The opium trade has been a continuing source of financing for the Taliban. Taliban insurgents force farmers to grow opium poppies to fund their operations. Daud was recently quoted as saying, "The Taliban have forged an alliance with drug smugglers, providing protection for drug convoys and mounting attacks to keep the government away and the poppy flourishing." General Mohammad Daud was further quoted in The New Yorker about this alliance, saying, "There has been a coalition between the Taliban and the opium smugglers. This year, they have set up a commission to tax the harvest." In return, he said, the Taliban had offered opium farmers protection from the government's eradication efforts. The switch in strategy has an obvious logic: it provides opium money for the Taliban to sustain itself and helps it to win over the farming communities. In a continued effort to curb the opium trade in Afghanistan Mohammed Duad reported in June 2008 that police in Kabul set fire to 7.5 tonnes of narcotics. In April 2009, the Afghan anti-drug officers burned more than six-and-a-half tons of seized heroin, opium, hashish and drug-manufacturing chemicals worth up to £70 million on the UK market. "If we do not burn the drugs, thousands of others will become drug addicts", said Daud, deputy minister for counter narcotics at the Interior Ministry. By burning this amount of opium and narcotics we show the people we are committed to the fight against drugs."

=== Mobile opium processing labs ===
Reports seem to suggest Afghan drug traffickers are turning to new concealment methods. Mobile processing labs started to be seen at the end of 2003 and beginning of 2004. These processing labs can be difficult to locate. According to Daud "reports and tip-offs" have to be relied on in order to find them. Daud added: "Previously, they were using wood in their big laboratories. They could not move [them] and we started to find their laboratories, so they decided to make all their laboratories into mobile labs so they can carry them to different places. They started using gas and diesel [as fuel]." Afghan counter-narcotics police point to key smugglers having strong links with processing laboratories and say that laboratories are sometimes heavily guarded.

After Mawlana Saidkhaili [Abdul Rahman Saidkhaili], I accepted to be killed while serving my people. I say this every morning when I leave my home and I am ready to be killed.
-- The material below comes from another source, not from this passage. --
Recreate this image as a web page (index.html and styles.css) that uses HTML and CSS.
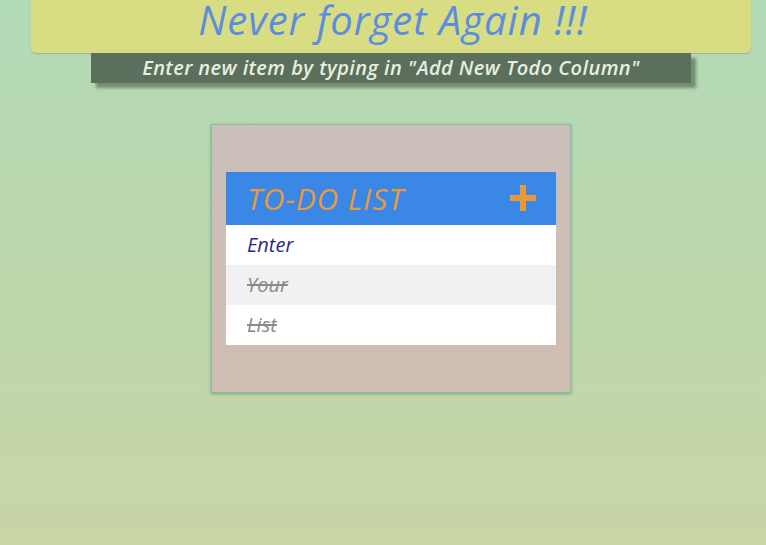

"They have a lot of weapons, and in some areas they are supported by government officials," said Daud, although he would not reveal in which areas guarded laboratories had been a particular problem. A Kandahar resident who has had close contact with the drugs trade said that laboratories, often just comprising metal drums and a large press, are mainly located in the border areas. The location of laboratories in these areas points to the involvement of Pakistani chemists.

==Death==
Daud was assassinated in a Taliban bomb attack in Taloqan, after a meeting held in the headquarters of the provincial governor of Takhar Province. Six people, including two German soldiers, were killed. The commander of ISAF troops in North Afghanistan, General Markus Kneip, was wounded. The Taliban claimed responsibility for the attack, with the Islamic Movement of Uzbekistan also believed to have played a role. Takhar's influentials and officials hold Lt. General Zalmai Weesa, the commander of the national army in the north, and Abdul Jaber Taqwa, the governor of Takhar, responsible for his death.

Burhanuddin Rabbani, the former president, and Abdullah Abdullah, head of the National Coalition, called on the government to conduct an immediate investigation into the killing.

Before General Daud Daud, Khan Mohammad Mujahid, the police commander of Kandahar (in the south of Afghanistan) and Abdul Rahman Seyedkheli, the police commander of Kunduz (in the northeast) were also killed by suicide attacks.

==Narcotics trade allegations==

Daud was accused of being involved in the narcotics trade and using his post as head of the counter-narcotics police to provide safe passage to smugglers.